Memórias coloridas

quinta-feira, julho 3



O Verão tem destas coisas que nos faz soltar o pensamento tanto como a língua que por vezes percorre desenfreada e gulosa por memórias que nos torram e queimam os centros nevrálgicos que sabíamos que tínhamos e mais uns quantos que nunca imaginámos possuir. É verdade que tive uma juventude bem recheada de sensações e emoções, não me queixo de todas as seivas que por mim passaram e em mim escorreram, aliás hoje canto-as para que saibam da importância que tiveram em mim. A minha pueril sede de prazer transformou-se em fonte de letras e palavras que recriam outras vidas e outros tempos, alegres, despreocupados e despudorados também. Precisei de tudo isso para chegar onde estou hoje, à tranquilidade dos “entas” e da vida de casada com a mulher que amo.

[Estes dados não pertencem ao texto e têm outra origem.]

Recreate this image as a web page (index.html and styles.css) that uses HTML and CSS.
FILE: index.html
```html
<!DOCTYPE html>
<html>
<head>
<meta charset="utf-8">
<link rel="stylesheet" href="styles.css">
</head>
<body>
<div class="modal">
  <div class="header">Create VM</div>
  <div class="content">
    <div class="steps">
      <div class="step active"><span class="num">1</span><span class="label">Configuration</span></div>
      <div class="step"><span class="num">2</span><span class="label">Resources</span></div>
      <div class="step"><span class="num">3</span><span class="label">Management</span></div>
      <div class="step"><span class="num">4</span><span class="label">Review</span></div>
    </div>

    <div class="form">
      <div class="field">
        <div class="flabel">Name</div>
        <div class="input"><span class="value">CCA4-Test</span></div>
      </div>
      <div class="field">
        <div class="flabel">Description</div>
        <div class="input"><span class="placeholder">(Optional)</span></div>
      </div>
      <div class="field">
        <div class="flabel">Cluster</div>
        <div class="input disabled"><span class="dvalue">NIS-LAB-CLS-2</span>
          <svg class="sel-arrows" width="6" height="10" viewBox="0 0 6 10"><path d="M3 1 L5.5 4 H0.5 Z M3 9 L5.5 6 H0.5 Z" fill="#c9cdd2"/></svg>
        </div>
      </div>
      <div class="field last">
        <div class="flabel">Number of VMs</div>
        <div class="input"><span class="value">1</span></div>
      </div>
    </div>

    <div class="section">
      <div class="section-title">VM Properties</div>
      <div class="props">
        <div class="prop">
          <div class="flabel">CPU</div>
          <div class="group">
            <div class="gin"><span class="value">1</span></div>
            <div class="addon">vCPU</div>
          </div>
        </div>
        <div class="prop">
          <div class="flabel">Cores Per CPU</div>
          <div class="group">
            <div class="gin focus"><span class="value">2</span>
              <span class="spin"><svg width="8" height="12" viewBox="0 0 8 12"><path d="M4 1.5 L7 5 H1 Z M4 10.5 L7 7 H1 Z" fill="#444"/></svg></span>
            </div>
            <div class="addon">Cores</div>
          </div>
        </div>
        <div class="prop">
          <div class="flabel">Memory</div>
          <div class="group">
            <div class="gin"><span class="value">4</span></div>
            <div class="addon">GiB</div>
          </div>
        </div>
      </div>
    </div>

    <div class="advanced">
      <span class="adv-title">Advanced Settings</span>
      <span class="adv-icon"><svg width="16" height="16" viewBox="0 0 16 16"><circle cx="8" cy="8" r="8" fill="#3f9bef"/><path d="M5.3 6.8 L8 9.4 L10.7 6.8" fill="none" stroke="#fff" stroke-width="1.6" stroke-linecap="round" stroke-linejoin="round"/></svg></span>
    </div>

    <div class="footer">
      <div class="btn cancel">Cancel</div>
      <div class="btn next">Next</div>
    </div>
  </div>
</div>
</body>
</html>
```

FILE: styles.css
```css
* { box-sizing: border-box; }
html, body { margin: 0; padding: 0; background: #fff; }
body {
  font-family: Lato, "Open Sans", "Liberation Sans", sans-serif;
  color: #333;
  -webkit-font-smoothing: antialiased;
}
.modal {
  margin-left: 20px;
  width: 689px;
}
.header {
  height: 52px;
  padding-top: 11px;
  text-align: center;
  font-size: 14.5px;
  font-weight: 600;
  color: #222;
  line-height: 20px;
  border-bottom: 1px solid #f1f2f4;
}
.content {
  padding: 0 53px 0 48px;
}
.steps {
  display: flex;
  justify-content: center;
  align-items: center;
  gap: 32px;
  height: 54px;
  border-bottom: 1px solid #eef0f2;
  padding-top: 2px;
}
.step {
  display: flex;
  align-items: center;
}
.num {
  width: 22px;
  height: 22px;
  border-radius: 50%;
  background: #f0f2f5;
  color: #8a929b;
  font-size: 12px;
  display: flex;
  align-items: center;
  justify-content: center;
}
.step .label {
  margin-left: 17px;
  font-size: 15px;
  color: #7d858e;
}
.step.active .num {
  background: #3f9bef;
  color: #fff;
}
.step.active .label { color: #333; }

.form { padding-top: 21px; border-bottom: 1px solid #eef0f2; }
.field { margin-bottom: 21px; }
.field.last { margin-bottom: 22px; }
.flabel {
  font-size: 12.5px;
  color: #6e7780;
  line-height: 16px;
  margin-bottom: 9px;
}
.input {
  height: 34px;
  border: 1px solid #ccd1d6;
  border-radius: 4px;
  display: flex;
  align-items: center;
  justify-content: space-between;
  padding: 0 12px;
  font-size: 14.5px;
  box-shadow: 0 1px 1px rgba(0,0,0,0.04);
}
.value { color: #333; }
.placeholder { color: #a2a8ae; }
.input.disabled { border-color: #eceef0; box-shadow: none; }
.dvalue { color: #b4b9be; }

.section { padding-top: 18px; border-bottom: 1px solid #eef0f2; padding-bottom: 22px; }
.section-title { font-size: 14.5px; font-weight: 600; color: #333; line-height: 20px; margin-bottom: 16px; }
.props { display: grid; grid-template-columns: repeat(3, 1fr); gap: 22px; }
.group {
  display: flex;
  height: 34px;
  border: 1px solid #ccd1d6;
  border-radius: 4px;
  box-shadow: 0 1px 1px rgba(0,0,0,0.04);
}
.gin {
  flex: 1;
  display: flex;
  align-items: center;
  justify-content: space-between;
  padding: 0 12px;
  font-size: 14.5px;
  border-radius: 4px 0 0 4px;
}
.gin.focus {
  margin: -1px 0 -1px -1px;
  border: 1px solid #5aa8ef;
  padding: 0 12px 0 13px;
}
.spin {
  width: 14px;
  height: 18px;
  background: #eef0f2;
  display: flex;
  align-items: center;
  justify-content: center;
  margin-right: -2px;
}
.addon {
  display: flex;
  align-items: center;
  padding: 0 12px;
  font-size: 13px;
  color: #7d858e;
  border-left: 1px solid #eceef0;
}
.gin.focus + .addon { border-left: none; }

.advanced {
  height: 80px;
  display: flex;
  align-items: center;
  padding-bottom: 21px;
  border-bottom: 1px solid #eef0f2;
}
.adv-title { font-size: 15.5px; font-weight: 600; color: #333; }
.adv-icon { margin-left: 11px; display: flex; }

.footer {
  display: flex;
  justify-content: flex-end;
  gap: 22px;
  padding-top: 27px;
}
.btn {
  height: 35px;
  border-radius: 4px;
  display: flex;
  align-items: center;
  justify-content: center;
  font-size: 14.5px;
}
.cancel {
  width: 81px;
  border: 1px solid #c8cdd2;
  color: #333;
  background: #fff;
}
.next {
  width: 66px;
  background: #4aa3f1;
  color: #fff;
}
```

Hoje acordei com os acordes daquela velhinha música do Juan Luis Guerra na cabeça, essa mesma de que todas se recordarão tão bem, do peixe que se deixa enfeitiçar pela sereia e se enfia na sua gruta feita aquário de cristal onde por momentos se deixa aprisionar para que ela possa tão somente desfrutar da alegria contagiante das borbulhas de amor que o peixinho tão delicadamente vai soprando na direcção do seu... talvez isso, não sei, mas esta música sempre me evocou imagens poderosas de estrondosos prazeres subaquáticos e para isso muito contribuiu o encontro que me sucedeu faz por esta altura uns dez anos... ou talvez mais que a memória tem destas particularidades ao manter a vivacidade das cores e a intensidade dos momentos independentemente da distância temporal que deles nos separa.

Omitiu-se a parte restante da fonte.